### [Dataset section]
■ ■ ■ ■ ■ ■ ■

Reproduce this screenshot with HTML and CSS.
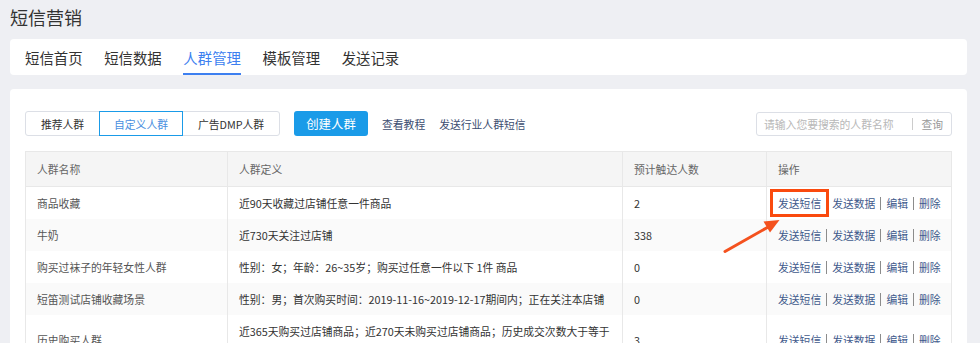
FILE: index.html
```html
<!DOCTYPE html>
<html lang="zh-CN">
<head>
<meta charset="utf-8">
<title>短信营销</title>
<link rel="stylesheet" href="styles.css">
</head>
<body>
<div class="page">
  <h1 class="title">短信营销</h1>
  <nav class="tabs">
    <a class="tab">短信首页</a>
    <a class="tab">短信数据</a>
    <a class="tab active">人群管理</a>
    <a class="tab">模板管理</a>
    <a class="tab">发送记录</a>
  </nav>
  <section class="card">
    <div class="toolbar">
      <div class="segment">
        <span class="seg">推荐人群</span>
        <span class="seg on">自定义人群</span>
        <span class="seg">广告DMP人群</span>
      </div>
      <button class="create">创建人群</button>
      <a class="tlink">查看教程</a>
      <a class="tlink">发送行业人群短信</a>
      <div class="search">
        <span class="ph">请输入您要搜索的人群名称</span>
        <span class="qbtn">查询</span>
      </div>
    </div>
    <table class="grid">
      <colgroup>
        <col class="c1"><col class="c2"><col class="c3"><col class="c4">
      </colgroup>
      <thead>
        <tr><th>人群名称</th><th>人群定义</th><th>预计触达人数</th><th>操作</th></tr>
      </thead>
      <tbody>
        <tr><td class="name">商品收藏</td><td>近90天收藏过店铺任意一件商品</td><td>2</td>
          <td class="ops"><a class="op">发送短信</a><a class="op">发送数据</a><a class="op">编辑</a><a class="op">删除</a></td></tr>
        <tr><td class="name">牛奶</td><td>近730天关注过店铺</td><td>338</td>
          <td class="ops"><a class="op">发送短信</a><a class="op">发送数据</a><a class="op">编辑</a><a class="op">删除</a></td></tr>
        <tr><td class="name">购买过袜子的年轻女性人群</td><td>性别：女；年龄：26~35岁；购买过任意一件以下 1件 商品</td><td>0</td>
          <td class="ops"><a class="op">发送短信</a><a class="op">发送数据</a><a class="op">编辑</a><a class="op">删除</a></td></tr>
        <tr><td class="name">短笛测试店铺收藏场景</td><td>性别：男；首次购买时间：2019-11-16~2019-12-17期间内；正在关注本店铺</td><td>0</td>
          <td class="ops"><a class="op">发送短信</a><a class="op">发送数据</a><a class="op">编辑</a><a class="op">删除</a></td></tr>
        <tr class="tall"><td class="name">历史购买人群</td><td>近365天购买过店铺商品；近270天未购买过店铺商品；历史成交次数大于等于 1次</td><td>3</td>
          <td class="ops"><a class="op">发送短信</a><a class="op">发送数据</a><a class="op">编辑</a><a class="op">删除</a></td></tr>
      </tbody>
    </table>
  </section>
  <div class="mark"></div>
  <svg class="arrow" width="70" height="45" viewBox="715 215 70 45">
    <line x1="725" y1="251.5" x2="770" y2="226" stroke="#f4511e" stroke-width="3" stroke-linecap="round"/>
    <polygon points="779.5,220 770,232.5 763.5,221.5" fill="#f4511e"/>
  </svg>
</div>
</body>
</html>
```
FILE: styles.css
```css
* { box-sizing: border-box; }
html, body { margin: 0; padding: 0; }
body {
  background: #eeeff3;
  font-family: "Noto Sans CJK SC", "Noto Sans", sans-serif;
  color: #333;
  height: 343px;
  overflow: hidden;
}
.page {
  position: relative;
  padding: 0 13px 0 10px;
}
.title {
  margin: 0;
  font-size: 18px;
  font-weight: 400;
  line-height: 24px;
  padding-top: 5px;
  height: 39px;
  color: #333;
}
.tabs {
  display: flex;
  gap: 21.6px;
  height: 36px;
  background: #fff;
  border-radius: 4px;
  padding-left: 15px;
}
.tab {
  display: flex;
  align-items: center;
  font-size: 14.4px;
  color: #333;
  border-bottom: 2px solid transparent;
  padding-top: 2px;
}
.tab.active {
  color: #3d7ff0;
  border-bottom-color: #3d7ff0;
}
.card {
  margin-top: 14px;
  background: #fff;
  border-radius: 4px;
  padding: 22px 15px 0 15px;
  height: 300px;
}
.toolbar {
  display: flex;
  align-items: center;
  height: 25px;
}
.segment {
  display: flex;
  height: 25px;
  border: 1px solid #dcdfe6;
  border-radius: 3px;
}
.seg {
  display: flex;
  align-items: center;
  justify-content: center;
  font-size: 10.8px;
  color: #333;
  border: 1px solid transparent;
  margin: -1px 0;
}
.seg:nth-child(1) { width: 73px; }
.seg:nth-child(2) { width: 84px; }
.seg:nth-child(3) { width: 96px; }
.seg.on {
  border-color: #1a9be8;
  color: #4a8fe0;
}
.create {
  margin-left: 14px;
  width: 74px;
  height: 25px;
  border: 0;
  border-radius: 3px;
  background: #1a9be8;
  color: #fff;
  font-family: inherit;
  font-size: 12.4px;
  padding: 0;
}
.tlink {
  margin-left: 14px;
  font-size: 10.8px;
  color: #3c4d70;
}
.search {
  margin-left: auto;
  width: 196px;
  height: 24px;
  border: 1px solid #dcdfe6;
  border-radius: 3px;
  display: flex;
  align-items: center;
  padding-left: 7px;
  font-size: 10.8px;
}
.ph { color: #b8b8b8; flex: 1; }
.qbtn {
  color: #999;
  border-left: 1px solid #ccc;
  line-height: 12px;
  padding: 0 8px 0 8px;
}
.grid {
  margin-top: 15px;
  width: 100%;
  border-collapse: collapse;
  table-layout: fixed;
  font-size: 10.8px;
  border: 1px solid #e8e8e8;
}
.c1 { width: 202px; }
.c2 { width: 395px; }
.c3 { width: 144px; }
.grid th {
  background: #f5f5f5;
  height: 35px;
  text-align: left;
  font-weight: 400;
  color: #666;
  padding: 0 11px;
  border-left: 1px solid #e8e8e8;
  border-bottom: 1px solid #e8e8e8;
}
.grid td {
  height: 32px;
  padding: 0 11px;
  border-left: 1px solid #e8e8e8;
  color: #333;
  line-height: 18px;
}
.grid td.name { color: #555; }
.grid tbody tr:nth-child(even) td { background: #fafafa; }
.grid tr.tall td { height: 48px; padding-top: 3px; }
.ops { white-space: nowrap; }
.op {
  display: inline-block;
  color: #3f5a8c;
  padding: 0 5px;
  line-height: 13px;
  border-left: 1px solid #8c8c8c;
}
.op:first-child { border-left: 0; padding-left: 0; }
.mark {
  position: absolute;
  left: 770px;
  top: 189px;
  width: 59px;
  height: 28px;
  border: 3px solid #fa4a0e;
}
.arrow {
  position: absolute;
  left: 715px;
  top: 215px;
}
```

■ ■ ■ ■ ■ ■ ■

### [Task instructions]
Omit the pictures and reproduce the listing exactly.

### [Result for this task]
Reproduce this screenshot with HTML and CSS.
FILE: index.html
```html
<!DOCTYPE html>
<html lang="zh-CN">
<head>
<meta charset="utf-8">
<title>短信营销</title>
<link rel="stylesheet" href="styles.css">
</head>
<body>
<div class="page">
  <h1 class="title">短信营销</h1>
  <nav class="tabs">
    <a class="tab">短信首页</a>
    <a class="tab">短信数据</a>
    <a class="tab active">人群管理</a>
    <a class="tab">模板管理</a>
    <a class="tab">发送记录</a>
  </nav>
  <section class="card">
    <div class="toolbar">
      <div class="segment">
        <span class="seg">推荐人群</span>
        <span class="seg on">自定义人群</span>
        <span class="seg">广告DMP人群</span>
      </div>
      <button class="create">创建人群</button>
      <a class="tlink">查看教程</a>
      <a class="tlink">发送行业人群短信</a>
      <div class="search">
        <span class="ph">请输入您要搜索的人群名称</span>
        <span class="qbtn">查询</span>
      </div>
    </div>
    <table class="grid">
      <colgroup>
        <col class="c1"><col class="c2"><col class="c3"><col class="c4">
      </colgroup>
      <thead>
        <tr><th>人群名称</th><th>人群定义</th><th>预计触达人数</th><th>操作</th></tr>
      </thead>
      <tbody>
        <tr><td class="name">商品收藏</td><td>近90天收藏过店铺任意一件商品</td><td>2</td>
          <td class="ops"><a class="op">发送短信</a><a class="op">发送数据</a><a class="op">编辑</a><a class="op">删除</a></td></tr>
        <tr><td class="name">牛奶</td><td>近730天关注过店铺</td><td>338</td>
          <td class="ops"><a class="op">发送短信</a><a class="op">发送数据</a><a class="op">编辑</a><a class="op">删除</a></td></tr>
        <tr><td class="name">购买过袜子的年轻女性人群</td><td>性别：女；年龄：26~35岁；购买过任意一件以下 1件 商品</td><td>0</td>
          <td class="ops"><a class="op">发送短信</a><a class="op">发送数据</a><a class="op">编辑</a><a class="op">删除</a></td></tr>
        <tr><td class="name">短笛测试店铺收藏场景</td><td>性别：男；首次购买时间：2019-11-16~2019-12-17期间内；正在关注本店铺</td><td>0</td>
          <td class="ops"><a class="op">发送短信</a><a class="op">发送数据</a><a class="op">编辑</a><a class="op">删除</a></td></tr>
        <tr class="tall"><td class="name">历史购买人群</td><td>近365天购买过店铺商品；近270天未购买过店铺商品；历史成交次数大于等于 1次</td><td>3</td>
          <td class="ops"><a class="op">发送短信</a><a class="op">发送数据</a><a class="op">编辑</a><a class="op">删除</a></td></tr>
      </tbody>
    </table>
  </section>
  <div class="mark"></div>
  <svg class="arrow" width="70" height="45" viewBox="715 215 70 45">
    <line x1="725" y1="251.5" x2="770" y2="226" stroke="#f4511e" stroke-width="3" stroke-linecap="round"/>
    <polygon points="779.5,220 770,232.5 763.5,221.5" fill="#f4511e"/>
  </svg>
</div>
</body>
</html>
```
FILE: styles.css
```css
* { box-sizing: border-box; }
html, body { margin: 0; padding: 0; }
body {
  background: #eeeff3;
  font-family: "Noto Sans CJK SC", "Noto Sans", sans-serif;
  color: #333;
  height: 343px;
  overflow: hidden;
}
.page {
  position: relative;
  padding: 0 13px 0 10px;
}
.title {
  margin: 0;
  font-size: 18px;
  font-weight: 400;
  line-height: 24px;
  padding-top: 5px;
  height: 39px;
  color: #333;
}
.tabs {
  display: flex;
  gap: 21.6px;
  height: 36px;
  background: #fff;
  border-radius: 4px;
  padding-left: 15px;
}
.tab {
  display: flex;
  align-items: center;
  font-size: 14.4px;
  color: #333;
  border-bottom: 2px solid transparent;
  padding-top: 2px;
}
.tab.active {
  color: #3d7ff0;
  border-bottom-color: #3d7ff0;
}
.card {
  margin-top: 14px;
  background: #fff;
  border-radius: 4px;
  padding: 22px 15px 0 15px;
  height: 300px;
}
.toolbar {
  display: flex;
  align-items: center;
  height: 25px;
}
.segment {
  display: flex;
  height: 25px;
  border: 1px solid #dcdfe6;
  border-radius: 3px;
}
.seg {
  display: flex;
  align-items: center;
  justify-content: center;
  font-size: 10.8px;
  color: #333;
  border: 1px solid transparent;
  margin: -1px 0;
}
.seg:nth-child(1) { width: 73px; }
.seg:nth-child(2) { width: 84px; }
.seg:nth-child(3) { width: 96px; }
.seg.on {
  border-color: #1a9be8;
  color: #4a8fe0;
}
.create {
  margin-left: 14px;
  width: 74px;
  height: 25px;
  border: 0;
  border-radius: 3px;
  background: #1a9be8;
  color: #fff;
  font-family: inherit;
  font-size: 12.4px;
  padding: 0;
}
.tlink {
  margin-left: 14px;
  font-size: 10.8px;
  color: #3c4d70;
}
.search {
  margin-left: auto;
  width: 196px;
  height: 24px;
  border: 1px solid #dcdfe6;
  border-radius: 3px;
  display: flex;
  align-items: center;
  padding-left: 7px;
  font-size: 10.8px;
}
.ph { color: #b8b8b8; flex: 1; }
.qbtn {
  color: #999;
  border-left: 1px solid #ccc;
  line-height: 12px;
  padding: 0 8px 0 8px;
}
.grid {
  margin-top: 15px;
  width: 100%;
  border-collapse: collapse;
  table-layout: fixed;
  font-size: 10.8px;
  border: 1px solid #e8e8e8;
}
.c1 { width: 202px; }
.c2 { width: 395px; }
.c3 { width: 144px; }
.grid th {
  background: #f5f5f5;
  height: 35px;
  text-align: left;
  font-weight: 400;
  color: #666;
  padding: 0 11px;
  border-left: 1px solid #e8e8e8;
  border-bottom: 1px solid #e8e8e8;
}
.grid td {
  height: 32px;
  padding: 0 11px;
  border-left: 1px solid #e8e8e8;
  color: #333;
  line-height: 18px;
}
.grid td.name { color: #555; }
.grid tbody tr:nth-child(even) td { background: #fafafa; }
.grid tr.tall td { height: 48px; padding-top: 3px; }
.ops { white-space: nowrap; }
.op {
  display: inline-block;
  color: #3f5a8c;
  padding: 0 5px;
  line-height: 13px;
  border-left: 1px solid #8c8c8c;
}
.op:first-child { border-left: 0; padding-left: 0; }
.mark {
  position: absolute;
  left: 770px;
  top: 189px;
  width: 59px;
  height: 28px;
  border: 3px solid #fa4a0e;
}
.arrow {
  position: absolute;
  left: 715px;
  top: 215px;
}
```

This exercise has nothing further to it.